No lo olvidemos: los meses que vienen son los meses del maquillaje, de tejer las lonas para cubrir la corrupción, en los que la partida doble de la contabilidad se fuerza para encontrar sumas iguales, de ahí que el afianzamiento del grupo compacto, las complicidades, el sigilo, la oscuridad y hasta el crimen, sean la ruta muy conocida en los meses en los que se concluye eso que por una simple desmesura del lenguaje llamaríamos administración pública. Chihuahua está harta de todo esto, y soy de los que piensan que lo va a cobrar.

Los que asistieron a la reunión privada, convertida en el muro de los lamentos de Duarte, dicen que Raymundo Romero introdujo con calzador una analogía (imposible analogía, más en la época del pensamiento digital) entre lo que sucede en Chihuahua y la histórica batalla de Stalingrado en la que la extinta URSS detuvo la ofensiva hitleriana dando un viraje a la historia. Quizá lo que quiso decir es que los duartistas han de hacer un gran esfuerzo para remontar una crisis a todas luces insalvable. Lo que ha trascendido del discurso de Duarte, que sumariamente resumiríamos en el reconocimiento de los muchos que piden que se vaya o renuncie, el cambio de visión, la simulación que se traduce en fingir demencia, la petición a los burócratas para que si no pueden atender a la gente renuncien, y sobre todo encargar la honra de este gobierno –¡por Dios, cuál honra!–, denota que el Plutarco Romero, a final de cuentas, advierte el colapso, a mi juicio consumado e irreversible.
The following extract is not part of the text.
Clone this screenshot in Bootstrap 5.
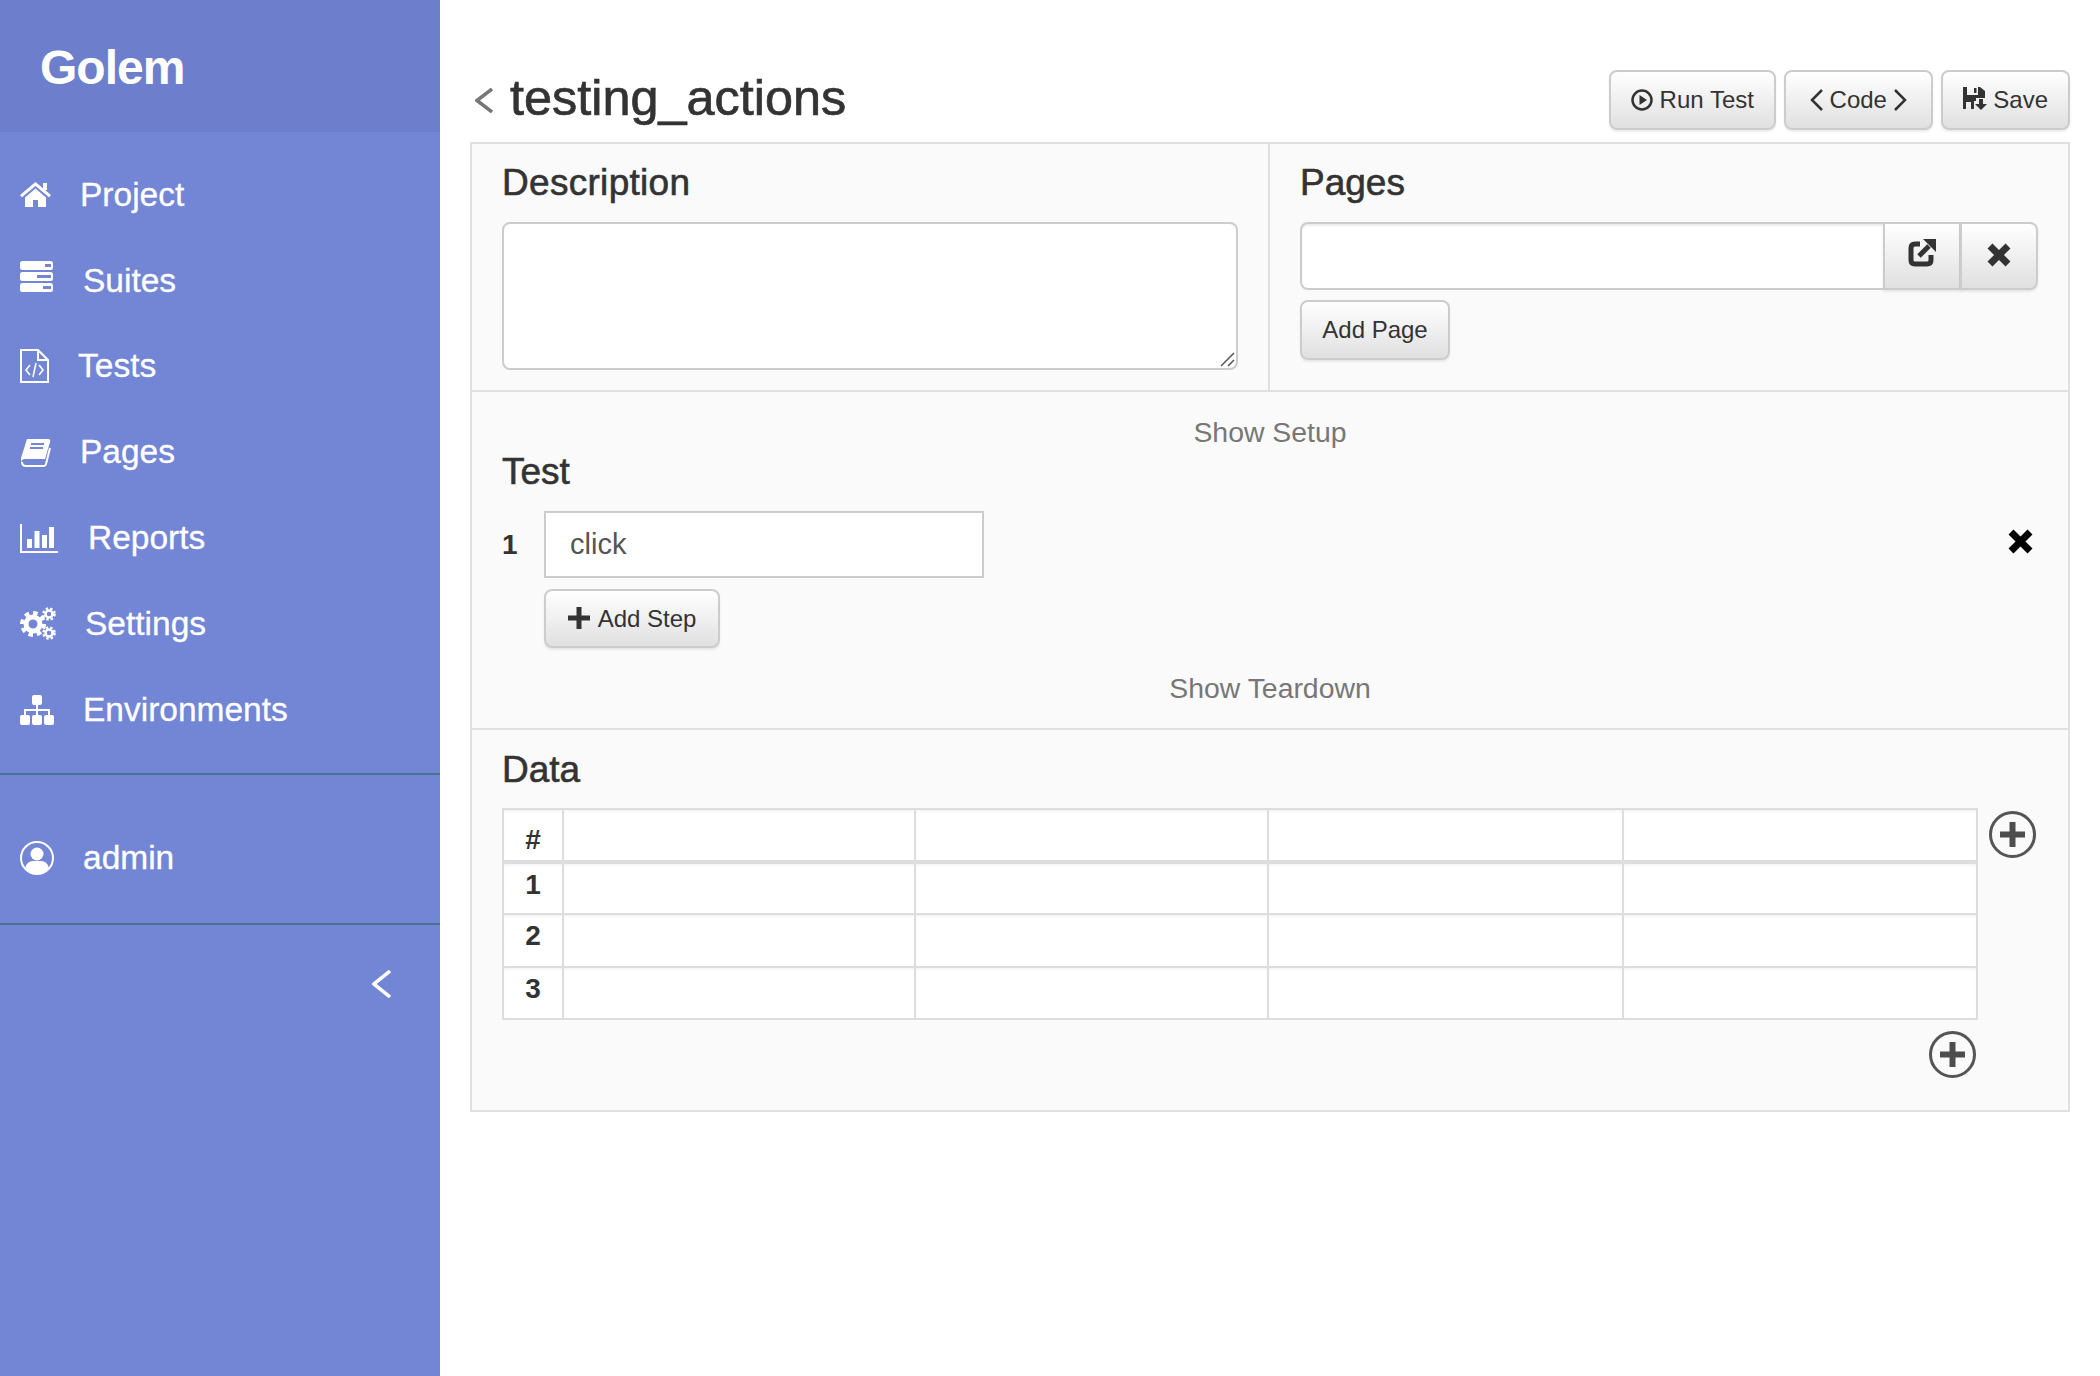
<!DOCTYPE html>
<html>
<head>
  <meta charset="utf-8">
  <title>testing_actions</title>
  <link href="https://cdn.jsdelivr.net/npm/bootstrap@5.3.3/dist/css/bootstrap.min.css" rel="stylesheet">
  <style>
    body { font-family: "Liberation Sans", Arial, sans-serif; color: #333; background: #fff; }

    /* sidebar */
    .side-bar { width: 440px; flex: none; background: #7386d5; color: #fff; min-height: 100vh; }
    .side-head { height: 132px; background: #6d7fcc; padding: 38px 0 0 40px; }
    .side-head h3 { font-size: 48px; line-height: 60px; font-weight: 700; letter-spacing: -1px; margin: 0; }
    .side-nav { padding: 20px 0 20px; border-bottom: 2px solid #47748b; }
    .side-user { padding: 41px 0 22px; border-bottom: 2px solid #47748b; }
    .side-link { display: flex; align-items: center; height: 85.8px; padding: 0 0 0 20px; color: #fff; font-size: 33.5px; -webkit-text-stroke: .3px #fff; text-decoration: none; }
    .side-link svg { flex: none; }
    .m-home { margin-right: 29px; }
    .m-suites { margin-right: 30px; margin-bottom: 8px; }
    .m-tests { margin-right: 29px; }
    .m-pages { margin-right: 29px; }
    .m-reports { margin-right: 30px; }
    .m-settings { margin-right: 29px; }
    .m-envs { margin-right: 29px; }
    .m-admin { margin-right: 29px; }
    .side-collapse { padding: 45px 49px 0 0; text-align: right; line-height: 0; }

    /* main */
    .main-area { flex: 1; padding: 70px 30px 0; min-width: 0; }
    .title-row { height: 60px; margin-bottom: 12px; }
    .page-title { font-size: 50.4px; line-height: 55px; font-weight: 400; -webkit-text-stroke: .7px #333; margin: 0 0 0 17px; }
    .back-arrow { margin: 18px 0 0 5px; flex: none; }
    .head-btns { gap: 8px; }

    .grad-btn { font-size: 24px; line-height: 34px; color: #333; padding: 10px 20px; border: 2px solid #ccc; border-radius: 8px;
      background: linear-gradient(to bottom, #fff 0, #e0e0e0 100%); box-shadow: inset 0 2px 0 rgba(255,255,255,.15), 0 2px 2px rgba(0,0,0,.075); }
    .grad-btn svg { vertical-align: -3px; }
    .code-btn { padding: 10px 24px; }

    .test-panel { border: 2px solid #e0e0e0; background: #fafafa; height: 970px; }
    .panel-part { border-bottom: 2px solid #e0e0e0; }
    .panel-part:last-child { border-bottom: 0; }
    .part-left { padding: 19px 30px 20px; border-right: 2px solid #e0e0e0; }
    .part-right { padding: 19px 30px 20px; }
    .part-title { font-size: 37px; line-height: 40px; font-weight: 400; -webkit-text-stroke: .6px #333; margin: 0; }
    .part-left .part-title { letter-spacing: .3px; }
    .desc-wrap { position: relative; margin-top: 19px; }
    .desc-box { height: 148px; border: 2px solid #ccc; border-radius: 8px; display: block; width: 100%; outline: none; resize: none; }
    .desc-grip { position: absolute; right: 3px; bottom: 3px; }
    .pages-group { margin-top: 19px; }
    .pages-group .form-control { height: 68px; border: 2px solid #ccc; border-right: 0; border-radius: 8px 0 0 8px; box-shadow: inset 0 2px 2px rgba(0,0,0,.075); }
    .pages-group .grad-btn { width: 78px; padding: 0; margin: 0; border-radius: 0; border-left-width: 2px; }
    .pages-group .grad-btn:last-child { border-radius: 0 8px 8px 0; margin-left: -2px; }
    .add-page { margin-top: 10px; height: 60px; width: 150px; padding: 0; }

    .steps-part { padding: 20px 30px 20px; }
    .toggle-text { font-size: 28.4px; line-height: 40px; color: #777; text-align: center; }
    .step-row { margin-top: 19px; }
    .step-num { width: 42px; font-size: 28px; font-weight: 700; flex: none; }
    .step-input { width: 440px; height: 67px; border: 2px solid #ccc; background: #fff; padding: 0 24px; font-size: 29px; color: #555; outline: none; }
    .step-del { margin: 0 5px 0 auto; flex: none; position: relative; top: -3px; }
    .add-step { margin: 11px 0 20px 42px; height: 59px; width: 176px; padding: 0; display: block; }
    .add-step svg { margin-right: 8px; vertical-align: -2px; }

    .data-part { padding: 20px 30px 31px; }
    .grid-row { margin-top: 18px; }
    .data-grid { width: 1476px; height: 212px; margin: 0; table-layout: fixed; --bs-table-bg: #fff; --bs-table-border-color: #ddd; flex: none; border-color: #ddd; }
    .data-grid td, .data-grid th { padding: 0; border-width: 2px; box-shadow: inset 0 2px 2px rgba(0,0,0,.04); }
    .data-grid .num-col { width: 60px; text-align: center; font-size: 28px; line-height: 32px; font-weight: 700; padding-top: 5px; color: #333; }
    .data-grid .w-a { width: 352px; }
    .data-grid .w-b { width: 353px; }
    .data-grid .w-c { width: 355px; }
    .data-grid thead th { height: 53px; border-bottom-width: 4px; vertical-align: bottom; }
    .data-grid thead .num-col { font-size: 28px; padding: 0 0 4px; }
    .data-grid tbody td, .data-grid tbody th { height: 52px; vertical-align: top; }
    .add-col { margin: 3px 0 0 11px; flex: none; }
    .add-row-wrap { margin: 11px 62px 0 0; line-height: 0; }
  </style>
</head>
<body>
<div class="d-flex">

  <nav class="side-bar">
    <div class="side-head"><h3>Golem</h3></div>

    <div class="side-nav">
      <a class="side-link" href="#">
        <svg class="m-home" width="31" height="25" viewBox="0 0 31 25" fill="#fff"><path d="M15.5 0 31 13l-2 2.3L15.5 4 2 15.3 0 13Z"/><rect x="23" y="1" width="4" height="7"/><path d="M5 15.5 15.5 6.5 26 15.5V25h-8v-7h-5v7H5Z"/></svg>Project</a>
      <a class="side-link" href="#">
        <svg class="m-suites" width="33" height="31" viewBox="0 0 33 31"><rect width="33" height="9" rx="2.5" fill="#fff"/><rect y="11" width="33" height="9" rx="2.5" fill="#fff"/><rect y="22" width="33" height="9" rx="2.5" fill="#fff"/><rect x="25" y="3" width="6" height="3" fill="#7386d5"/><rect x="17" y="14" width="14" height="3" fill="#7386d5"/><rect x="23" y="25" width="8" height="3" fill="#7386d5"/></svg>Suites</a>
      <a class="side-link" href="#">
        <svg class="m-tests" width="29" height="34" viewBox="0 0 29 34" fill="none" stroke="#fff" stroke-width="2"><path d="M1 1H18L28 11V33H1Z"/><path d="M18 1V11H28"/><path d="M10 16 6 21 10 26M19 16 23 21 19 26M16 14 13 28" stroke-width="1.6"/></svg>Tests</a>
      <a class="side-link" href="#">
        <svg class="m-pages" width="31" height="29" viewBox="0 0 31 29"><path d="M7 1H28Q31 1 30 4L25 21H5Q2 21 1 24V20Z" fill="#fff"/><path d="M2 24Q2 28 6 28H24Q25.500 28 26 26L30 10" fill="none" stroke="#fff" stroke-width="2"/><path d="M11 6H24M10 10H23" stroke="#7386d5" stroke-width="2"/></svg>Pages</a>
      <a class="side-link" href="#">
        <svg class="m-reports" width="38" height="29" viewBox="0 0 38 29" fill="#fff"><path d="M1 0V28H38" fill="none" stroke="#fff" stroke-width="2"/><rect x="7" y="15" width="5" height="9"/><rect x="14.500" y="7" width="5" height="17"/><rect x="22" y="11" width="5" height="13"/><rect x="29" y="3" width="5" height="21"/></svg>Reports</a>
      <a class="side-link" href="#">
        <svg class="m-settings" width="36" height="33" viewBox="0 0 36 33" fill="none" stroke="#fff"><circle cx="13" cy="17" r="7" stroke-width="5"/><circle cx="13" cy="17" r="11" stroke-width="4" stroke-dasharray="4.6 4"/><circle cx="29" cy="7" r="3.500" stroke-width="2.500"/><circle cx="29" cy="7" r="5.500" stroke-width="2.500" stroke-dasharray="2.400 2"/><circle cx="29" cy="26" r="3.500" stroke-width="2.500"/><circle cx="29" cy="26" r="5.500" stroke-width="2.500" stroke-dasharray="2.400 2"/></svg>Settings</a>
      <a class="side-link" href="#">
        <svg class="m-envs" width="34" height="30" viewBox="0 0 34 30" fill="#fff"><rect x="12" width="10" height="10" rx="2"/><path d="M17 10V21M5 21V15H29V21" fill="none" stroke="#fff" stroke-width="2"/><rect y="20" width="10" height="10" rx="2"/><rect x="12" y="20" width="10" height="10" rx="2"/><rect x="24" y="20" width="10" height="10" rx="2"/></svg>Environments</a>
    </div>

    <div class="side-user">
      <a class="side-link" href="#">
        <svg class="m-admin" width="34" height="34" viewBox="0 0 34 34" fill="#fff"><circle cx="17" cy="17" r="16" fill="none" stroke="#fff" stroke-width="2"/><circle cx="17" cy="13" r="6.500"/><path d="M5 27Q7 20 13 20H21Q27 20 29 27 24 33 17 33 10 33 5 27Z"/></svg>admin</a>
    </div>

    <div class="side-collapse">
      <svg width="19" height="28" viewBox="0 0 19 28" fill="none" stroke="#fff" stroke-width="3.500"><path d="M18 1 2 14 18 27"/></svg>
    </div>
  </nav>

  <main class="main-area">
    <div class="title-row d-flex justify-content-between">
      <div class="d-flex">
        <svg class="back-arrow" width="18" height="25" viewBox="0 0 18 25" fill="none" stroke="#777" stroke-width="3.500"><path d="M17 1 2 12.500 17 24"/></svg>
        <h2 class="page-title">testing_actions</h2>
      </div>
      <div class="head-btns d-flex">
        <button type="button" class="btn grad-btn">
          <svg width="22" height="22" viewBox="0 0 22 22"><circle cx="11" cy="11" r="9.500" fill="none" stroke="#333" stroke-width="2.500"/><path d="M8.500 6 16 11 8.500 16Z" fill="#333"/></svg>
          Run Test</button>
        <button type="button" class="btn grad-btn code-btn">
          <svg width="13" height="22" viewBox="0 0 13 22" fill="none" stroke="#333" stroke-width="2.500"><path d="M12 1 2 11 12 21"/></svg>
          Code
          <svg width="13" height="22" viewBox="0 0 13 22" fill="none" stroke="#333" stroke-width="2.500"><path d="M1 1 11 11 1 21"/></svg></button>
        <button type="button" class="btn grad-btn">
          <svg width="24" height="24" viewBox="0 0 24 24" fill="#333"><path d="M0 0H4V8H15V0H17L22 4V11H13V14H11V22H8V15H3V22H0Z"/><rect x="11" y="1" width="2.500" height="5"/><path d="M16 12H20V17H24L18 23 12 17H16Z"/></svg>
          Save</button>
      </div>
    </div>

    <div class="test-panel">
      <div class="panel-part row g-0">
        <div class="col-6 part-left">
          <h3 class="part-title">Description</h3>
          <div class="desc-wrap">
            <textarea class="desc-box"></textarea>
            <svg class="desc-grip" width="15" height="15" viewBox="0 0 15 15" fill="none" stroke="#555" stroke-width="1.500"><path d="M1 14 14 1M8 14 14 8"/></svg>
          </div>
        </div>
        <div class="col-6 part-right">
          <h3 class="part-title">Pages</h3>
          <div class="input-group pages-group">
            <input type="text" class="form-control">
            <button type="button" class="btn grad-btn">
              <svg width="28" height="28" viewBox="0 0 28 28" fill="none" stroke="#333" stroke-width="5"><path d="M12 5H7Q3 5 3 9V21Q3 25 7 25H19Q23 25 23 21V16"/><path d="M11 17 21 7"/><path d="M15 0H28V13Z" fill="#333" stroke="none"/></svg>
            </button>
            <button type="button" class="btn grad-btn">
              <svg width="24" height="24" viewBox="0 0 24 24" fill="none" stroke="#333" stroke-width="7"><path d="M3 3 21 21M21 3 3 21"/></svg>
            </button>
          </div>
          <button type="button" class="btn grad-btn add-page">Add Page</button>
        </div>
      </div>

      <div class="panel-part steps-part">
        <div class="toggle-text">Show Setup</div>
        <h3 class="part-title">Test</h3>
        <div class="step-row d-flex align-items-center">
          <div class="step-num">1</div>
          <input type="text" class="step-input" value="click">
          <svg class="step-del" width="25" height="25" viewBox="0 0 25 25" fill="none" stroke="#000" stroke-width="7"><path d="M3 3 22 22M22 3 3 22"/></svg>
        </div>
        <button type="button" class="btn grad-btn add-step">
          <svg width="22" height="22" viewBox="0 0 22 22" fill="#333"><path d="M8.500 0H13.500V8.500H22V13.500H13.500V22H8.500V13.500H0V8.500H8.500Z"/></svg>Add Step</button>
        <div class="toggle-text">Show Teardown</div>
      </div>

      <div class="panel-part data-part">
        <h3 class="part-title">Data</h3>
        <div class="grid-row d-flex align-items-start">
          <table class="table table-bordered data-grid">
            <thead>
              <tr><th class="num-col">#</th><th class="w-a"></th><th class="w-b"></th><th class="w-c"></th><th></th></tr>
            </thead>
            <tbody>
              <tr><th class="num-col">1</th><td></td><td></td><td></td><td></td></tr>
              <tr><th class="num-col">2</th><td></td><td></td><td></td><td></td></tr>
              <tr><th class="num-col">3</th><td></td><td></td><td></td><td></td></tr>
            </tbody>
          </table>
          <svg class="add-col" width="47" height="47" viewBox="0 0 47 47"><circle cx="23.500" cy="23.500" r="22" fill="none" stroke="#555" stroke-width="3"/><path d="M23.500 11V36M11 23.500H36" stroke="#4d4d4d" stroke-width="6"/></svg>
        </div>
        <div class="add-row-wrap text-end">
          <svg width="47" height="47" viewBox="0 0 47 47"><circle cx="23.500" cy="23.500" r="22" fill="none" stroke="#555" stroke-width="3"/><path d="M23.500 11V36M11 23.500H36" stroke="#4d4d4d" stroke-width="6"/></svg>
        </div>
      </div>
    </div>
  </main>
</div>
<script src="https://cdn.jsdelivr.net/npm/bootstrap@5.3.3/dist/js/bootstrap.bundle.min.js"></script>
</body>
</html>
Cierto que con el recuerdo de la antigua batalla se subraya que con el esfuerzo elevado a la quinta potencia y con el optimismo de la voluntad, se pueden lograr grandes cosas pero, ¡oh, Romero!, para eso se necesitan dotes total y absolutamente distantes del jefe ballezano. Acaso no entiende el encargado de la política interior que, con todo y todo lo que se pueda decir que Stalin, y a pesar de él mismo, en ese momento tenía a su pueblo tras de sí y en actitud de alta heroicidad. A Duarte ya hasta le regatean el saludo, que la mínima cortesía depara a cualquiera en la calle.

En tiempos de consagración, el hedor a réquiem llegó todos. Y es que la cadaverina fluye por todos lados.